Ravinder Dahiya

University of Glasgow, UK

Bio

Ravinder Dahiya is Reader and EPSRC Fellow in the School of Engineering at University of Glasgow, UK. His Bendable Electronics and Sensing Technologies (BEST) group conducts fundamental research on flexible electronics using high-mobility materials, with an orientation towards robotics. 

His multidisciplinary research interests include Flexible and Printable Electronics, Electronic Skin, Robotic Tactile Sensing, and wearable electronics. He has published more than 100 research articles, 1 book (3 others at various publication stages) and 4 patents (including 2 submitted). He has worked on and led many international projects funded by European Commission and EPSRC (Engineering and Physical Sciences Research Council). 

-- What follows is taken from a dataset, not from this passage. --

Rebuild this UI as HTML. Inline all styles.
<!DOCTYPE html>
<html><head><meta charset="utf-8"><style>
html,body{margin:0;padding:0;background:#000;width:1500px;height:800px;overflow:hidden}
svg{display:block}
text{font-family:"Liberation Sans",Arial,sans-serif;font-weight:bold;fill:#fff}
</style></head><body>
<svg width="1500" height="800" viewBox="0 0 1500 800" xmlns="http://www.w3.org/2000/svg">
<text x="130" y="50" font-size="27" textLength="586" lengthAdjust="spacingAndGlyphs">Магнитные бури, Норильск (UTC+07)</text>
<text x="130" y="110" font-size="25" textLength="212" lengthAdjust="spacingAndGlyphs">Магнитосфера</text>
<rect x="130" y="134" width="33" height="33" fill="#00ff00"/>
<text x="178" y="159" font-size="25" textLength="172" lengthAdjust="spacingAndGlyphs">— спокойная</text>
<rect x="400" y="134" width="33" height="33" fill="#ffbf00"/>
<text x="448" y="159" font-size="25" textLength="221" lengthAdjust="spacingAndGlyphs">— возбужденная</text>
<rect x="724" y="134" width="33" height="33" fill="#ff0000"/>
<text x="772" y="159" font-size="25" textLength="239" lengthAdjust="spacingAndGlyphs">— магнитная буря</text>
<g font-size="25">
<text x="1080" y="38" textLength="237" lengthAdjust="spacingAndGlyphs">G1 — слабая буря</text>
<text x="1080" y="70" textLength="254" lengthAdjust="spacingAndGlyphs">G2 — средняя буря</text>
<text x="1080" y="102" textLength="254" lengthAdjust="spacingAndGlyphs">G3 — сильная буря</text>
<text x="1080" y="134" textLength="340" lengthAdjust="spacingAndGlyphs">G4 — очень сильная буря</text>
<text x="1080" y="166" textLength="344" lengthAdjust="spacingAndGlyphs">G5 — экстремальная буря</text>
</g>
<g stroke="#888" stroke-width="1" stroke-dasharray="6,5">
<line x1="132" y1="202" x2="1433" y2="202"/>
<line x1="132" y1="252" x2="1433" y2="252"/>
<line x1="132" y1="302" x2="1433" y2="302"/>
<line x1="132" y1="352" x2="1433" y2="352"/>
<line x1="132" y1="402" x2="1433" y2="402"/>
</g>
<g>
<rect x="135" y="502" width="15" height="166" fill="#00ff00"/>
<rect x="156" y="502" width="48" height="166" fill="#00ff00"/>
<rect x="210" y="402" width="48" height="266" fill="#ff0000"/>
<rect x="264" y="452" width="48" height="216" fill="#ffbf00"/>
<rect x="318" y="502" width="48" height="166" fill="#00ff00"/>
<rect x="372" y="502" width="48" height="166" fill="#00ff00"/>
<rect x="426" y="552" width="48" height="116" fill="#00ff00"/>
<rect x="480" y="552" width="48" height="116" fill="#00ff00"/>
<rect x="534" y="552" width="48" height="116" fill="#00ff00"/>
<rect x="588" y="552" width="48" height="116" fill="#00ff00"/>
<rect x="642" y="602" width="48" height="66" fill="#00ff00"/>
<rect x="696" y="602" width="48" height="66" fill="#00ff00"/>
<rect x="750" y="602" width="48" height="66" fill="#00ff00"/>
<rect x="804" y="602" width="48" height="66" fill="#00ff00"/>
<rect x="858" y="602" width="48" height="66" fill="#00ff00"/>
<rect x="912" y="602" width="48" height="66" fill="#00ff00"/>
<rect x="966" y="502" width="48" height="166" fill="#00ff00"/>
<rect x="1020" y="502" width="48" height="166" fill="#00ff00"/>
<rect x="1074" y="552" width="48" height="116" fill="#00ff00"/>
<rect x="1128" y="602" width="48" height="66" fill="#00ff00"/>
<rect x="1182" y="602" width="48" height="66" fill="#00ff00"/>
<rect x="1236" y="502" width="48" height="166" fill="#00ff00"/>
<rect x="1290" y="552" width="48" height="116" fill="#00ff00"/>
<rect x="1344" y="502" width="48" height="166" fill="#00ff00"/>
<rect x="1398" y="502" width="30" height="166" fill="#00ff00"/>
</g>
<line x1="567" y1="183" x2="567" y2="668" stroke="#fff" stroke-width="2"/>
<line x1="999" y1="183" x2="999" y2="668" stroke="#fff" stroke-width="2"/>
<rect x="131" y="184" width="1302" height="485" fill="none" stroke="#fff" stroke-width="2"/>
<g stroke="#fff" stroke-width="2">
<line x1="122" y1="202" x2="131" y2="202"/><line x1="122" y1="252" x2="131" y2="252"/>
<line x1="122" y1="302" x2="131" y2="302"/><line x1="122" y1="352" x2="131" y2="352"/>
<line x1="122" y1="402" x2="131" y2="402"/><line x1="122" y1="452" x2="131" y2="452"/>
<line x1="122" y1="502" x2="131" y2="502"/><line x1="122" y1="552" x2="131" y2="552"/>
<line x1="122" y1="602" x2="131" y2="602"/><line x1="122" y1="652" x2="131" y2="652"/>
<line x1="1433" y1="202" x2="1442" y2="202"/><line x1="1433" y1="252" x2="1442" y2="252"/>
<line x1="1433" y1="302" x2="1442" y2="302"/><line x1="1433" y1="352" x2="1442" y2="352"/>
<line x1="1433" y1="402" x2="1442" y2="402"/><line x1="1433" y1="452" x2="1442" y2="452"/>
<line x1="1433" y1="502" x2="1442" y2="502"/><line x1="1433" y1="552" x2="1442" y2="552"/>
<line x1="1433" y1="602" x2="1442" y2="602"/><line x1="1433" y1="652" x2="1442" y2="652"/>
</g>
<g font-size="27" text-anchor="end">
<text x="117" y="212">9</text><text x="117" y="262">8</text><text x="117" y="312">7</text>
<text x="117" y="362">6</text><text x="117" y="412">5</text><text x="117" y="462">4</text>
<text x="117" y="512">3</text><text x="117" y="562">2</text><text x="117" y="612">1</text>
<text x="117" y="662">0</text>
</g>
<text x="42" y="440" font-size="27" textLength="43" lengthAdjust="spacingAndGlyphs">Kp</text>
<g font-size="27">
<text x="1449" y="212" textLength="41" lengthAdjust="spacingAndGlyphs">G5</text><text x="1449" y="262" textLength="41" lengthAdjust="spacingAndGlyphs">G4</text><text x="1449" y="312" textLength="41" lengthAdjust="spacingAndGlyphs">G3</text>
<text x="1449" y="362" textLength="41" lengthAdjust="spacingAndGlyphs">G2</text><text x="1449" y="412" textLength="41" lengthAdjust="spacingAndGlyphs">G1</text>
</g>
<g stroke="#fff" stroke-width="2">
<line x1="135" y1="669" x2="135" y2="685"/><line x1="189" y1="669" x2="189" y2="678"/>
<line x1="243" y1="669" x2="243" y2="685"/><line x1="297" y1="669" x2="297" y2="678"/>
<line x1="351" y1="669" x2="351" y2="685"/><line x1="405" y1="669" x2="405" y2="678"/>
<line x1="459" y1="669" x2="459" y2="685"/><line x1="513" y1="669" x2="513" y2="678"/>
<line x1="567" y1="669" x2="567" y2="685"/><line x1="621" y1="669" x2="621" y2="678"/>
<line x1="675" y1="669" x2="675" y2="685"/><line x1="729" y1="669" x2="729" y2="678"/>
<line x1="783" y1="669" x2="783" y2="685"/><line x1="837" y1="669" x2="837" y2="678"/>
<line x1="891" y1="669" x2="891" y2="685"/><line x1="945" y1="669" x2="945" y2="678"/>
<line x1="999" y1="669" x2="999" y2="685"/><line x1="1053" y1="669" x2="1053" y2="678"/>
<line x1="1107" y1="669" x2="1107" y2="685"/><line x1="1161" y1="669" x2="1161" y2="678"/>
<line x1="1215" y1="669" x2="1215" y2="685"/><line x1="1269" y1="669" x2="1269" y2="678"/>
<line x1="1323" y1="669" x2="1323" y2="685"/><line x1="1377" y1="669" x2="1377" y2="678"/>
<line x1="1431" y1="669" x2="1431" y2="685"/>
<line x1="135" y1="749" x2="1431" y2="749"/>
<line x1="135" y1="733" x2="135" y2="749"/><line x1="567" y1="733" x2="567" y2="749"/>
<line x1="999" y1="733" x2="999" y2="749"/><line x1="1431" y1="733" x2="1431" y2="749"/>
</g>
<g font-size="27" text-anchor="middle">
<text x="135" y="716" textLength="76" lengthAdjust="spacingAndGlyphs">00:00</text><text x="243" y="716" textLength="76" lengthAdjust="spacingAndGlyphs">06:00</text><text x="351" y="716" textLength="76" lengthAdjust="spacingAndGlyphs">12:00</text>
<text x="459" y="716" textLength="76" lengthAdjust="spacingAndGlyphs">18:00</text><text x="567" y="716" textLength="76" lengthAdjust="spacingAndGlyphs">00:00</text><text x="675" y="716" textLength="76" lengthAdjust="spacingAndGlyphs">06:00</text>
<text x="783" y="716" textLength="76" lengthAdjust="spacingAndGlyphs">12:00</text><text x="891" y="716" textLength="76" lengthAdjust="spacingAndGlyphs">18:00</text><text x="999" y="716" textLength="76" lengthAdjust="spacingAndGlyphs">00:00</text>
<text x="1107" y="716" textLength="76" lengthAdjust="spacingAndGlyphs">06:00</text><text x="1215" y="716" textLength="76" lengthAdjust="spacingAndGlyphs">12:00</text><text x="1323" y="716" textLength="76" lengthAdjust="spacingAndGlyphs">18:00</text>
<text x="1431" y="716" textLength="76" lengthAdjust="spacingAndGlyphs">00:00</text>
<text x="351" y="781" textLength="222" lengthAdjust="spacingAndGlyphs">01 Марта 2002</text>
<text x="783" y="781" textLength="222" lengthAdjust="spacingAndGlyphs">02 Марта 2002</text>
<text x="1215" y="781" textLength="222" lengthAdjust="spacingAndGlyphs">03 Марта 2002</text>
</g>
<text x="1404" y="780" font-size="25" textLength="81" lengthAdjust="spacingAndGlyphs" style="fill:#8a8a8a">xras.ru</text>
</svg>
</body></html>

He is on the Editorial Boards of IEEE Transactions on Robotics and IEEE Sensors Journal and has been guest editor of 4 Special Journal Issues. He represents IEEE Robotics and Automation Society in the Administrative Committee (AdCom) of IEEE Sensors Council. He was General Chair of IEEE PRIME 2015 and is the Technical Program Chair of IEEE Sensors 2017.  He established and now leads the UKRI chapter of IEEE Sensor Council. 

Dr. Dahiya holds prestigious EPSRC Fellowship and also received Marie Curie Fellowship and Japanese Monbusho Fellowship. He was awarded with the University Gold Medal and received 2 best paper awards and 2 second best paper awards (as co-author) IEEE international conferences. 

Abstract

Conformable, Foldable Electronics

The microelectronics technology and subsequent miniaturization that began almost immediately after the transistor was invented have revolutionized our lives through fast computing and communication. Flexible and conformable electronics is widely considered to bring another such revolution by advancing many emerging applications such as wearable electronics and healthcare. A sensitive electronics system on large areas is another aspect of this burgeoning field, which will open new avenues such as intelligent robotics enabled by conformable electronic skin. All these applications require electronics on substrates such as plastics, which bend. In this lecture, I will present the developments related to flexible electronics, especially in context with realizing high-performance electronic skin for robotics. The development of electronic skin with solutions ranging from integration of off-the-shelf sensors and electronic components on flexible printed circuit boards (PCB) to emerging novel approaches involving silicon nanowires will be presented.